What is it that attracts you the art that you collect?
I don’t know, I don’t know. I always have this “whoa” emotion when I look at the art that I like. Some people are crazy about landscapes and nature, but if I think about nature, yes, it’s beautiful—like the sunset is beautiful and everything—but what fascinates me is compositional art, like Mozart or Dylan or Joseph Beuys or going to Machu Picchu. What’s really emotional for me is not the nature around me but the ideas of man, the dreams of man.
What do you think about the state of contemporary art in Italy today?
It’s very difficult. Because we don’t have any power on the international stage, there are artists that are fantastic. There’s Carlo Benvenuto, the photographer who shot the plates in my book, and it’s just totally beautiful and poetic.
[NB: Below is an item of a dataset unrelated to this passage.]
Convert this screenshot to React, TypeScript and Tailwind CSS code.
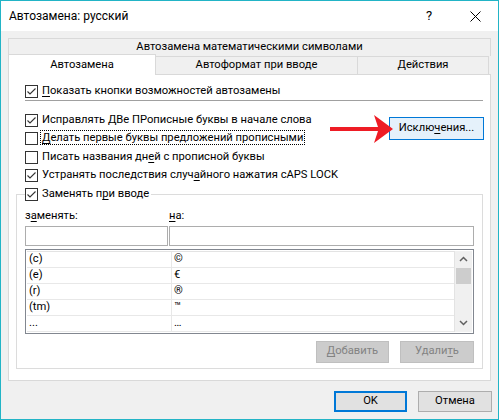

I have an obsession with his way of photographing, but he cannot be exposed to the world because he’s Italian and because he has problems speaking English. There are so many different obstacles. To buy art in Italy you have to pay 28 percent extra as a a luxury tax, compared to Switzerland on the other side of the border where you only pay 4 percent, so it costs 24 percent more to buy in Italy. Also, if you buy art in Italy, you come under tax scrutiny from the government, because they ask, “How are you able to spend this,” and start investigating you.
So there are all of these things that aren’t helping art, but art has always been the highest point of Italian society—you can look back in history, and then today we have great artists like Maurizio Cattelan, Francesco Vezzoli, the Transavanguardia guys, who are all still there but they’re not trendy, so their prices are dropping down. But now what has happened? They’ve been rediscovering the old ’60s movements, so now Fontana is unaffordable, Manzoni is like “wow,” and so is Burri and Boetti. I’m from Modena, where Emilio Mazzoli was a dealer of Boetti, and he gave away hundreds of Boettis that no one wanted. No one.
What is the next project you have coming up that involves art?
I don’t know—I take these things one step at a time. Right now I have an incredible project in the works for the Universal Exposition in Milan next May, where I’m getting a theater that is being transformed by beautiful architects into a place where I can bring all of the best chefs in the world to cook with leftovers see the people through scraps that are leftover, I’m bringing all the best chefs in the world to cook with the leftovers from the other pavilions, and Cucchi is doing a 12-metre fresco, and Paladino and Carlo Benvenuto are contributing, all for free. We’re going to serve students at lunch and the poor at dinner—no one else. If the journalists want to come, they have to wait tables or do the prep in the kitchen. It’s a social gesture. It’s going to be very big.
What artists have come through your restaurant, and what has their reaction been like?
I don’t know. When Carlo Benvenuto comes in he’s a super-critical because he loves to confront me and stimulate my intellect. But otherwise I don’t know, and I don’t care. I’m doing my stuff, so if they want to listen they can listen, and if they don’t, I don’t care. My plates are not a press conference.